How All These Cycles Stack Up
What makes tidal prediction both fascinating and complicated is that all of these cycles operate simultaneously. On any given day, the tide you observe is the combined result of where the Moon sits in its monthly orbit, whether it’s near perigee or apogee, the current phase of the spring-neap cycle, Earth’s distance from the Sun, the stage of the 18.6-year nodal cycle, the shape of the local coastline, and whatever the atmosphere happens to be doing overhead. Modern tide prediction breaks the total tidal signal into dozens of individual components, each with its own period and strength, then adds them back together to produce the forecasts you see in tide tables.

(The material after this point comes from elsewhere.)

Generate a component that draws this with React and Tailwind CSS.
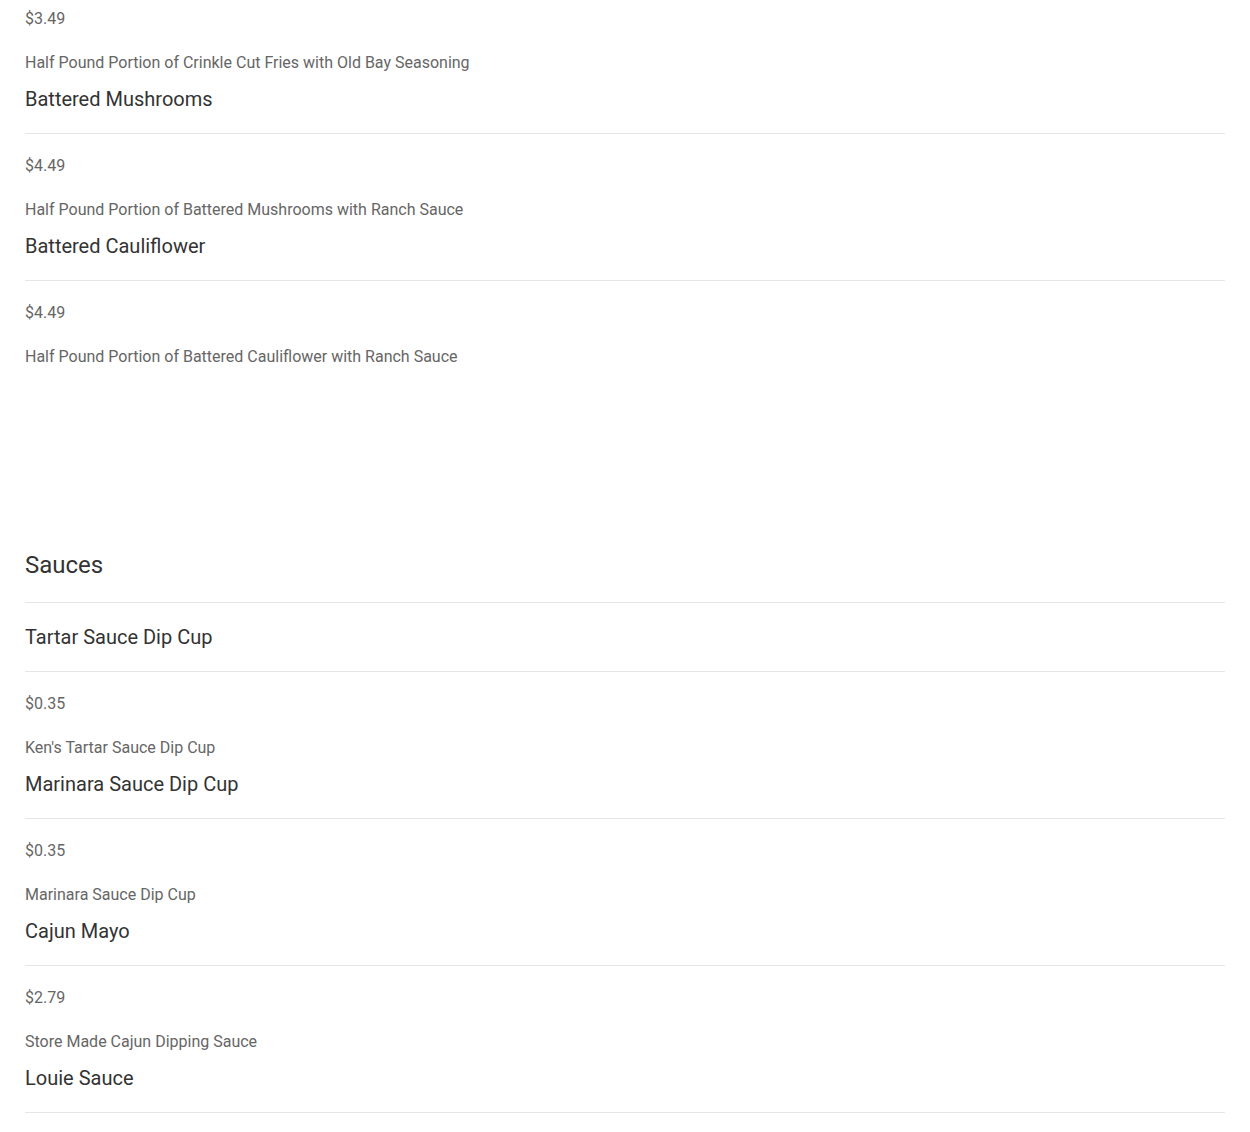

The layering of these cycles also explains why some years produce memorable coastal flooding while others are unremarkable. A perigean spring tide occurring near perihelion, during the high phase of the nodal cycle, with a low-pressure system and onshore winds, can push water levels well above normal. None of those factors alone would cause a problem, but their coincidence creates conditions that matter for coastal communities, infrastructure, and ecosystems.